While it might seem odd that the Z Fold 3's 4,400 mAh battery is actually smaller than what you got on last year’s device, the increased energy efficiency from Samsung’s Eco 2 screen more than makes up for a slightly diminished capacity. On our video rundown test, the Galaxy Z Fold3 lasted a pretty incredible 18 hours and 33 minutes, edging out the Pixel 5a’s record of 18:18. That test was run on the large interior display, so you’ll be sure to get even longer battery life if you’re exclusively using the Cover Screen (for whatever reason).
So here’s the real oil check. The Z Fold 3 officially goes on sale on Aug. 27 for $1,800, which is $200 less than last year’s Z Fold 2 price tag. And while that minimal savings is nice, it’s hard to argue that the Z Fold 3 is a must-buy, even if you’re rolling in disposable cash. The Z Fold 3 really is the smartphone equivalent of a luxury SUV. It’s got a great build, improved durability, and the kind of flexible functionality that makes it easy to accomplish quick tasks on the street or access content on a giant screen, whichever scenario arises.
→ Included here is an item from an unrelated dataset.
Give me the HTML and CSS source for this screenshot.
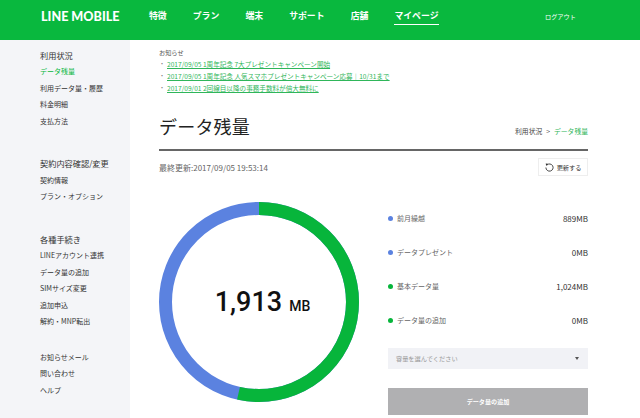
FILE: index.html
```
<!DOCTYPE html>
<html lang="ja">
<head>
<meta charset="utf-8">
<title>データ残量</title>
<link rel="stylesheet" href="styles.css">
</head>
<body>
<header class="header">
  <div class="logo">LINE MOBILE</div>
  <nav class="nav">
    <a>特徴</a><a>プラン</a><a>端末</a><a>サポート</a><a>店舗</a><a class="nav-active">マイページ</a>
  </nav>
  <a class="logout">ログアウト</a>
</header>
<div class="page">
  <aside class="side">
    <section class="side-group">
      <h3>利用状況</h3>
      <a class="cur">データ残量</a><a>利用データ量・履歴</a><a>料金明細</a><a>支払方法</a>
    </section>
    <section class="side-group">
      <h3>契約内容確認/変更</h3>
      <a>契約情報</a><a>プラン・オプション</a>
    </section>
    <section class="side-group side-forms">
      <h3>各種手続き</h3>
      <a>LINEアカウント連携</a><a>データ量の追加</a><a>SIMサイズ変更</a><a>追加申込</a><a>解約・MNP転出</a>
    </section>
    <section class="side-group">
      <a>お知らせメール</a><a>問い合わせ</a><a>ヘルプ</a>
    </section>
  </aside>
  <main class="main">
    <div class="notice">
      <p class="notice-title">お知らせ</p>
      <ul>
        <li><a>2017/09/05 1周年記念 7大プレゼントキャンペーン開始</a></li>
        <li><a>2017/09/05 1周年記念 人気スマホプレゼントキャンペーン応募｜10/31まで</a></li>
        <li><a>2017/09/01 2回線目以降の事務手数料が倍大無料に</a></li>
      </ul>
    </div>
    <div class="title-row">
      <h1>データ残量</h1>
      <div class="crumb"><span>利用状況</span><span class="sep">&gt;</span><span class="crumb-cur">データ残量</span></div>
    </div>
    <div class="update-row">
      <span>最終更新:2017/09/05 19:53:14</span>
      <button class="refresh">
        <svg width="9" height="9" viewBox="0 0 10 10"><path d="M2.2 2.2A4 4 0 1 1 1 5" fill="none" stroke="#333" stroke-width="1"/><path d="M0.8 0.6 L3.4 0.9 L1.4 3.2Z" fill="#333"/></svg>
        更新する
      </button>
    </div>
    <div class="data">
      <div class="ring">
        <svg width="200" height="200" viewBox="0 0 200 200">
          <circle cx="100" cy="100" r="93.5" fill="none" stroke="#5b82e0" stroke-width="13"/>
          <circle cx="100" cy="100" r="93.5" fill="none" stroke="#07b53b" stroke-width="13" pathLength="1913" stroke-dasharray="1024 889" transform="rotate(-90 100 100)"/>
        </svg>
        <div class="total"><div class="total-inner"><b>1,913</b><span>MB</span></div></div>
      </div>
      <div class="panel">
        <div class="row"><span class="dot blue"></span><span class="label">前月繰越</span><span class="val">889MB</span></div>
        <div class="row"><span class="dot blue"></span><span class="label">データプレゼント</span><span class="val">0MB</span></div>
        <div class="row"><span class="dot green"></span><span class="label">基本データ量</span><span class="val">1,024MB</span></div>
        <div class="row"><span class="dot green"></span><span class="label">データ量の追加</span><span class="val">0MB</span></div>
        <div class="select"><span>容量を選んでください</span><i class="caret"></i></div>
        <div class="add">データ量の追加</div>
      </div>
    </div>
  </main>
</div>
</body>
</html>
```
FILE: styles.css
```
* { box-sizing: border-box; }
html, body { margin: 0; height: 418px; overflow: hidden; background: #fff; }
body { font-family: "Noto Sans CJK JP", "Noto Sans", sans-serif; color: #333; font-size: 8px; }
h1, h3, p, ul { margin: 0; padding: 0; }
.header { height: 40px; background: #09b83e; display: flex; align-items: center; color: #fff; padding: 0 0 8px 41px; }
.logo { font-family: "Lato", sans-serif; font-weight: 900; font-size: 12.6px; width: 108px; white-space: nowrap; }
.nav { display: flex; gap: 26px; font-size: 8.9px; font-weight: 700; width: 396px; }
.nav a { line-height: 14px; padding-bottom: 1px; margin-top: 1px; }
.nav .nav-active { border-bottom: 1px solid #fff; }
.logout { font-size: 6.2px; }
.page { display: flex; height: 378px; }
.side { width: 130px; background: #f4f5f8; padding: 7.5px 0 0 40px; display: flex; flex-direction: column; }
.side-group { display: flex; flex-direction: column; margin-bottom: 27px; }
.side-forms { margin-bottom: 19.25px; }
.side-group h3 { font-size: 8.2px; font-weight: 400; line-height: 14px; margin-bottom: 1.5px; color: #333; }
.side-group a { font-size: 7px; line-height: 16.5px; color: #333; white-space: nowrap; }
.side-group .cur { color: #09b83e; }
.main { flex: 1; padding: 7px 52px 0 29px; min-width: 0; }
.notice-title { font-size: 6.2px; line-height: 11px; color: #555; }
.notice ul { list-style: none; margin-top: 0; }
.notice li { font-size: 6.6px; line-height: 12px; padding-left: 8px; position: relative; color: #2fb65a; white-space: nowrap; }
.notice li::before { content: "・"; position: absolute; left: 0; font-size: 6px; color: #777; }
.notice a { text-decoration: underline; }
.title-row { display: flex; justify-content: space-between; align-items: flex-start; margin-top: 17px; height: 38px; }
h1 { font-size: 18px; font-weight: 400; color: #222; line-height: 30px; letter-spacing: 0.2px; }
.crumb { font-size: 6.8px; color: #444; line-height: 10px; margin-top: 15px; display: flex; gap: 4px; }
.crumb-cur { color: #2fb65a; }
.update-row { border-top: 2px solid #666; padding-top: 7px; display: flex; justify-content: space-between; align-items: center; font-size: 8px; color: #666; }
.refresh { width: 50px; height: 18px; border: 1px solid #eee; background: #fff; font: inherit; font-size: 6.2px; color: #333; display: flex; align-items: center; justify-content: center; gap: 3px; padding: 0; }
.data { display: flex; margin-top: 26px; }
.ring { width: 200px; height: 200px; position: relative; flex: none; }
.ring svg { display: block; }
.total { position: absolute; inset: 0; display: flex; align-items: center; justify-content: center; color: #111; padding-left: 7px; }
.total-inner { display: flex; align-items: baseline; gap: 7px; font-family: "Roboto", sans-serif; }
.total b { font-weight: 500; font-size: 27px; }
.total span { font-size: 14px; font-weight: 500; }
.panel { margin-left: 29px; width: 200px; flex: none; display: flex; flex-direction: column; gap: 2px; }
.row { display: flex; align-items: center; height: 32px; font-size: 7px; }
.dot { width: 5px; height: 5px; border-radius: 50%; margin-right: 4px; }
.blue { background: #5b82e0; }
.green { background: #07b53b; }
.label { color: #666; flex: 1; }
.val { color: #333; font-size: 8px; }
.select { height: 21px; background: #f1f2f6; margin-top: 10px; padding: 0 9px 0 8px; display: flex; align-items: center; justify-content: space-between; font-size: 6.2px; color: #999; }
.caret { width: 0; height: 0; border-left: 2.5px solid transparent; border-right: 2.5px solid transparent; border-top: 3px solid #555; }
.add { height: 27px; background: #b0b0b2; margin-top: 17px; color: #fff; font-size: 6.1px; font-weight: 700; display: flex; align-items: center; justify-content: center; }
```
And goddamn is it a pleasure to use, especially if you’re a big-screen aficionado.
But even for me, an early adopter who’s all in on these devices, the Z Fold 3 is not exactly what I’d call a wise purchase. As someone who’s extremely curious about this new generation of foldable screen tech, I really want to see what the wear-and-tear will be like first-hand, both in the immediate future and after months of bumps. Car reviewer extraordinaire Doug Demuro does a great job of explaining why anyone would want to buy an unusual product like this: They’re just really interesting. Out of all of the phones you can buy today, there’s simply nothing that offers the blend of power and adaptability you get with the Galaxy Z Fold 3. Say hello to the birth of the, uh, sports utility phone (still workshopping that one a bit).